Neste artigo compartilho algumas ideias sobre como os jovens vivenciam suas experiências de inserção sociocultural.
O que é uma inserção sociocultural?
Uma inserção sociocultural é quase sempre um processo que envolve a imersão, seja no mundo do outro, da outra, seja no mundo social, ou seja, imersão numa nova turma, num novo bairro ou cidade, num grupo social, numa nova cultura.
Os jovens das classes populares, quando envolvidos em atividades socioeducativas nas comunidades e na escola, vivenciam experiências subjetivas de forma frequente e de maneira muito diversificada.
Sempre gosto de chamar essas vivências de experiências de “êxodo”, saídas de si na relação com o outro, com a outra, com os grupos, com a comunidade, com espaços e esferas sociais que, de algum modo, interferem e às vezes impacta o jovens, a jovem no seu desenvolvimento pessoal e social.
Digo sempre que esses segmentos, no cotidiano de suas vidas, vivem experiências de desterritorialização e de reterritorialização, para fazer alusão a duas categorias usadas pelos filósofos Félix Guattari e Deleuze. Elas são importantes, entre outras coisas, porque afetam e disparam o dispositivo do aprendizado da convivência, do viver coletivo, do con-viver com o diferente.
As dimensões da desterritorialização/reterritorialização nas experiências de “êxodo”, vividas pelos jovens e pelas jovens, quase sempre assumem um caráter educativo, já que envolvem a relação do aprender e do compartilhar experiências – escambo de saberes.
Desse modo, os jovens e as jovens, quando transitam em grupos , mundos e esferas sociais diversas, seja na comunidade, seja fora dela, envolvem-se nessas dimensões de desterritorialização/reterritorialização.
Na primeira dimensão (desterritorialização), os/as jovens vivenciam a saída de seus ambientes (internos e externos, objetivos e subjetivos), onde constroem, afirmam relações sociais e dão significação as suas identidades; onde suspendem sua segurança (psicológica) e se abrem para construir e afirmar outras relações sociais, afetivas e culturais, de certa forma buscando construir outros territórios para si (no sentido cultural e psicológico). Guattari e Deleuze, fazendo referência a processos como estes, ressaltam:
(...) É necessário ver como cada um, em qualquer idade, nas menores coisas, como nas maiores provações, procura um território para si, suporta e carrega desterritorializações, e se reterritorializa quase sobre qualquer coisa, lembrança, fetiche ou sonho.
A produção (social, política, cultural, psicológica, etc.) de si, do outro nas relações que os jovens e as jovens estabelecem, os remetem à experiência da reterritorialização.
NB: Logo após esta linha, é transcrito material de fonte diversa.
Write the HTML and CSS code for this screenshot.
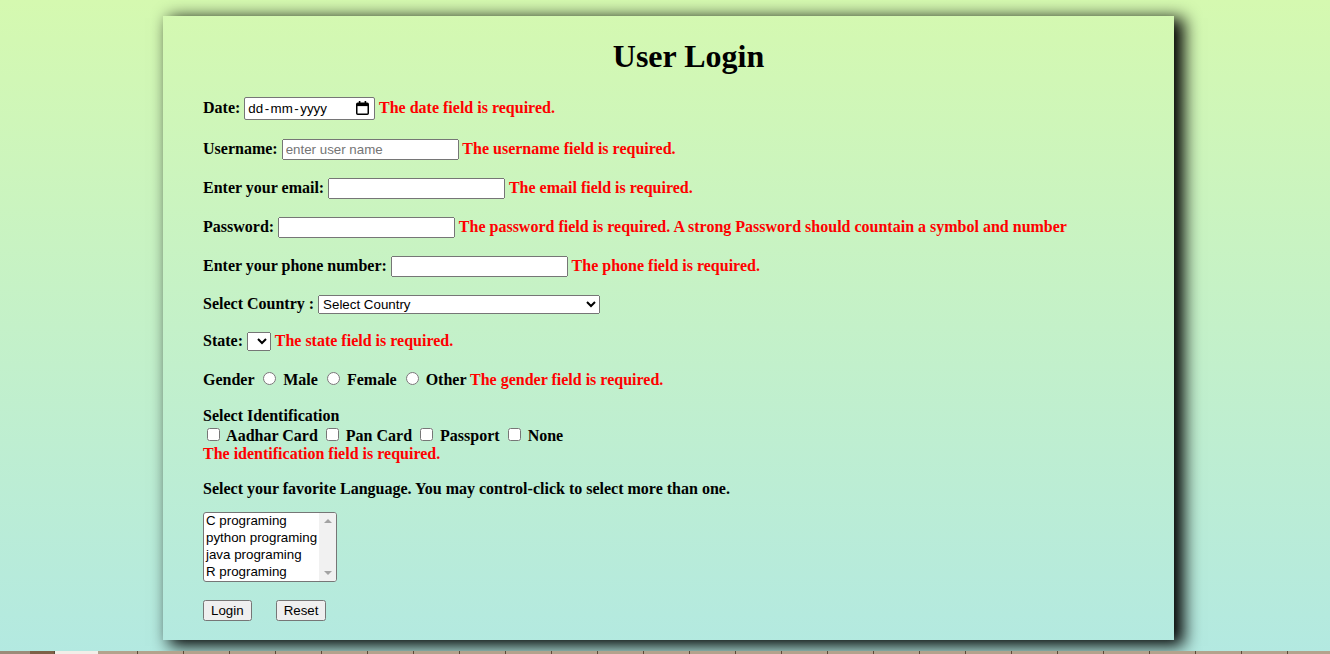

Isto é, o processo inverso, de construir-se individual e coletivamente na relação com as outras pessoas, com os outros territórios e espaços sociais (a comunidade e as escola, por exemplo); de estabelecer novas relações, afirmar novas identidades, enfim, incorporar novos aprendizados – individuais e coletivos.
O processo da reterritorialização, como vemos, implica a (re) construção, (re) significação ou (re) afirmação dos próprios referenciais, numa relação dialógica, na perspectiva freireana:
O diálogo é o encontro entre [seres humanos], mediatizados pelo mundo, para designá-lo. [...] o diálogo é o encontro no qual a reflexão e a ação, inseparáveis daqueles que dialogam, orientam-se para o mundo que é preciso transformar e humanizar, este diálogo não pode reduzir-se a depositar idéias em outro (FREIRE, 1980, p.83).
Esta dimensão da reterritorialização vivida pelos jovens e pelas jovens não se dá sem conflitos. Ela vai se constituindo na pluralidade, diversidade, num grau de abertura à realidade, numa perspectiva de interação muito forte dos jovens para com os outros jovens e para com os ambientes sociais onde se inserem.
O processo de reterritorialização implica um compartilhar o mesmo espaço com outras pessoas diferentes no modo de ser e agir, modos esses que estão a transitar o tempo todo nos espaços sociais referidos acima.
(In) Concluindo...
É importante estarmos sempre atentos ao modo como os jovens e as jovens vivenciam suas experiências, pois elas sempre terão a ver com o modo como desterritorializam e se reterritorializam nos diferentes espaços e ambientes sociais e institucionais. O aprendizado da convivência na diversidade é sempre fundamental na construção/afirmação das pessoas, de seus desejos, de sua subjetividade e dos grupos pelos quais os jovens e as jovens transitam e nos quais constroem suas relações. Igualmente importante, é perceber os significados e valores que tecem nesses processos de inserção, pois é ali que desenvolvem e mobilizam o que o filósofo Jorge Larossa chama de “tecnologias do eu”.